In The New York Times, Bosley Crowther wrote:Hand it to Mr. Aurthur and to Mr. Dmytryk, who also produced. They have put the whole picture together in a straight, precise layout of plots and accumulating action that hold interest up to the big scenes. Then when the shooting commences and climax follows climax—bang, bang, bang!—and strong men fight with their emotions, it is good, solid, gripping Western fare.Mr. Fonda, as usual, is excellent—melancholy, laconic and assured—and Mr. Widmark is properly nervous but full of sincerity and spunk. Mr. Quinn lays it on a little heavy in a slightly pathetic role, but he adds his measure of drama to the final rock-bottom goings-on. As a couple of complicating females, Dolores Michaels and Dorothy Malone provide the beauty and vexation that are essential to deep Western films. And a whole mob of performers do capital jobs in lesser roles—Tom Drake, Wallace Ford, Richard Arlen, DeForest Kelley and many more. Warlock is colorful and noisy. It should drag those Western fans out of their homes.

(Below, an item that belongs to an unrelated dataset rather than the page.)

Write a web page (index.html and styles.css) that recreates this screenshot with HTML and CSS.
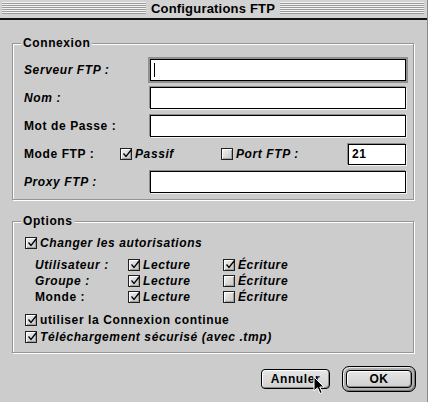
FILE: index.html
```html
<!DOCTYPE html>
<html lang="fr">
<head>
<meta charset="utf-8">
<title>Configurations FTP</title>
<link rel="stylesheet" href="styles.css">
</head>
<body>
<div class="window">
  <div class="titlebar">
    <div class="stripes"></div>
    <div class="title">Configurations FTP</div>
    <div class="stripes"></div>
  </div>
  <div class="content">
    <section class="group connexion">
      <div class="group-title">Connexion</div>
      <div class="row"><span class="lbl it">Serveur FTP :</span><div class="field focus"><span class="caret"></span></div></div>
      <div class="row"><span class="lbl it">Nom :</span><div class="field"></div></div>
      <div class="row"><span class="lbl">Mot de Passe :</span><div class="field"></div></div>
      <div class="row">
        <span class="lbl mode">Mode FTP :</span>
        <span class="check passif"><span class="cb"><svg viewBox="0 0 10 10" width="10" height="10"><path d="M1.5 4.5 L4 7.5 L9.5 0.5" stroke="#000" stroke-width="1.3" fill="none"/></svg></span><span class="it">Passif</span></span>
        <span class="check port"><span class="cb"></span><span class="it">Port FTP :</span></span>
        <div class="field small"><span class="val">21</span></div>
      </div>
      <div class="row"><span class="lbl it">Proxy FTP :</span><div class="field"></div></div>
    </section>

    <section class="group options">
      <div class="group-title">Options</div>
      <div class="orow"><span class="cb"><svg viewBox="0 0 10 10" width="10" height="10"><path d="M1.5 4.5 L4 7.5 L9.5 0.5" stroke="#000" stroke-width="1.3" fill="none"/></svg></span><span class="it">Changer les autorisations</span></div>
      <div class="perms">
        <div class="prow">
          <span class="plbl it">Utilisateur :</span>
          <span class="pcell"><span class="cb"><svg viewBox="0 0 10 10" width="10" height="10"><path d="M1.5 4.5 L4 7.5 L9.5 0.5" stroke="#000" stroke-width="1.3" fill="none"/></svg></span><span class="it">Lecture</span></span>
          <span class="pcell"><span class="cb"><svg viewBox="0 0 10 10" width="10" height="10"><path d="M1.5 4.5 L4 7.5 L9.5 0.5" stroke="#000" stroke-width="1.3" fill="none"/></svg></span><span class="it">Écriture</span></span>
        </div>
        <div class="prow">
          <span class="plbl it">Groupe :</span>
          <span class="pcell"><span class="cb"><svg viewBox="0 0 10 10" width="10" height="10"><path d="M1.5 4.5 L4 7.5 L9.5 0.5" stroke="#000" stroke-width="1.3" fill="none"/></svg></span><span class="it">Lecture</span></span>
          <span class="pcell"><span class="cb"></span><span class="it">Écriture</span></span>
        </div>
        <div class="prow">
          <span class="plbl">Monde :</span>
          <span class="pcell"><span class="cb"><svg viewBox="0 0 10 10" width="10" height="10"><path d="M1.5 4.5 L4 7.5 L9.5 0.5" stroke="#000" stroke-width="1.3" fill="none"/></svg></span><span class="it">Lecture</span></span>
          <span class="pcell"><span class="cb"></span><span class="it">Écriture</span></span>
        </div>
      </div>
      <div class="orow gap7"><span class="cb"><svg viewBox="0 0 10 10" width="10" height="10"><path d="M1.5 4.5 L4 7.5 L9.5 0.5" stroke="#000" stroke-width="1.3" fill="none"/></svg></span><span>utiliser la Connexion continue</span></div>
      <div class="orow gap1"><span class="cb"><svg viewBox="0 0 10 10" width="10" height="10"><path d="M1.5 4.5 L4 7.5 L9.5 0.5" stroke="#000" stroke-width="1.3" fill="none"/></svg></span><span class="it">Téléchargement sécurisé (avec .tmp)</span></div>
    </section>

    <div class="buttons">
      <button class="btn">Annuler</button>
      <span class="default-ring"><button class="btn ok">OK</button></span>
    </div>
  </div>
  <svg class="cursor" width="12" height="19" viewBox="0 0 12 19"><path d="M1 1 L1 15 L4.5 11.8 L7 17.5 L9.2 16.5 L6.8 11 L11 11 Z" fill="#000" stroke="#fff" stroke-width="1"/></svg>
</div>
</body>
</html>
```

FILE: styles.css
```css
html, body {
  margin: 0;
  padding: 0;
}
body {
  width: 428px;
  height: 402px;
  overflow: hidden;
  background: #cccccc;
  font: bold 12px "Liberation Sans", Arial, sans-serif;
  letter-spacing: 0.6px;
  color: #000;
}
.window {
  position: relative;
  height: 402px;
  box-sizing: border-box;
  border-right: 1px solid #8a8a8a;
  display: flex;
  flex-direction: column;
}
.titlebar {
  height: 18px;
  display: flex;
  align-items: flex-start;
  background: #d2d2d2;
  border-bottom: 2px solid #111;
  padding: 0 3px 0 2px;
}
.stripes {
  flex: 1;
  height: 12px;
  margin-top: 2px;
  background: repeating-linear-gradient(to bottom, #f4f4f4 0 1px, #9a9a9a 1px 2px);
}
.title {
  padding: 0 5px;
  line-height: 18px;
  font-size: 13px;
  letter-spacing: 0.2px;
}
.content {
  flex: 1;
  display: flex;
  flex-direction: column;
  padding: 23px 13px 0 12px;
}
.group {
  position: relative;
  border: 1px solid #959595;
  box-shadow: inset 1px 1px 0 #fff, 1px 1px 0 #fff;
  display: flex;
  flex-direction: column;
}
.group-title {
  position: absolute;
  top: -9px;
  left: 8px;
  padding: 0 2px;
  background: #cccccc;
  line-height: 16px;
}
.connexion {
  padding: 15px 7px 6px 11px;
  gap: 6px;
}
.row {
  height: 22px;
  display: flex;
  align-items: center;
}
.lbl {
  width: 126px;
  flex: none;
}
.lbl.mode {
  width: 96px;
}
.it {
  font-style: italic;
}
.field {
  position: relative;
  width: 256px;
  height: 22px;
  box-sizing: border-box;
  background: #fff;
  border: 1px solid #000;
  box-shadow: -1px -1px 0 #8c8c8c, 1px 1px 0 #f4f4f4;
}
.field.focus {
  box-shadow: 0 0 0 2px #909090;
}
.field.small {
  width: 58px;
  height: 21px;
}
.caret {
  position: absolute;
  left: 3px;
  top: 3px;
  width: 1px;
  height: 14px;
  background: #000;
}
.val {
  display: block;
  padding: 2px 0 0 3px;
  line-height: 15px;
}
.check {
  display: flex;
  align-items: center;
}
.check.passif {
  width: 101px;
}
.check.port {
  width: 127px;
}
.cb {
  flex: none;
  width: 12px;
  height: 12px;
  box-sizing: border-box;
  border: 1px solid #202020;
  background: linear-gradient(135deg, #f2f2f2, #c4c4c4);
  box-shadow: inset 1px 1px 0 #fff, inset -1px -1px 0 #a0a0a0;
  display: inline-flex;
  align-items: center;
  justify-content: center;
  margin-right: 3px;
}
.cb svg {
  display: block;
  margin-top: -1px;
  margin-left: 1px;
  overflow: visible;
}
.options {
  margin-top: 21px;
  padding: 13px 7px 7px 12px;
}
.orow {
  height: 16px;
  display: flex;
  align-items: center;
}
.orow.gap7 {
  margin-top: 7px;
}
.orow.gap1 {
  margin-top: 1px;
}
.perms {
  margin-top: 6px;
  padding-left: 10px;
  display: flex;
  flex-direction: column;
}
.prow {
  height: 16px;
  display: flex;
  align-items: center;
}
.plbl {
  width: 93px;
}
.pcell {
  width: 95px;
  display: flex;
  align-items: center;
}
.buttons {
  margin-top: 13px;
  margin-right: -2px;
  display: flex;
  justify-content: flex-end;
  align-items: center;
  gap: 12px;
}
.btn {
  font: bold 12px "Liberation Sans", Arial, sans-serif;
  letter-spacing: 0.6px;
  color: #000;
  width: 69px;
  height: 20px;
  padding: 0;
  border: 1px solid #000;
  border-radius: 4px;
  background: linear-gradient(to bottom, #e6e6e6, #cfcfcf);
  box-shadow: inset 1px 1px 0 #fff, inset -1px -1px 0 #8a8a8a;
}
.default-ring {
  display: flex;
  align-items: center;
  justify-content: center;
  width: 74px;
  height: 26px;
  box-sizing: border-box;
  border: 1px solid #000;
  border-radius: 7px;
  background: #b0b0b0;
  box-shadow: inset 1px 1px 0 #e8e8e8, inset -1px -1px 0 #7a7a7a;
}
.btn.ok {
  width: 66px;
  height: 18px;
  border-radius: 4px;
}
.cursor {
  position: absolute;
  left: 313px;
  top: 376px;
}
```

Later critics have referenced the homoerotic nature of the relationship between Quinn and Fonda; the film's entry in The Aurum Film Encyclopedia describing it as "perhaps the most open depiction of homosexual love in the classic Western". (Note: Anthony Quinn’s obituary in The Daily Telegraph called Morgan, “a crippled homosexual, somewhat nebulously in love with Henry Fonda”.)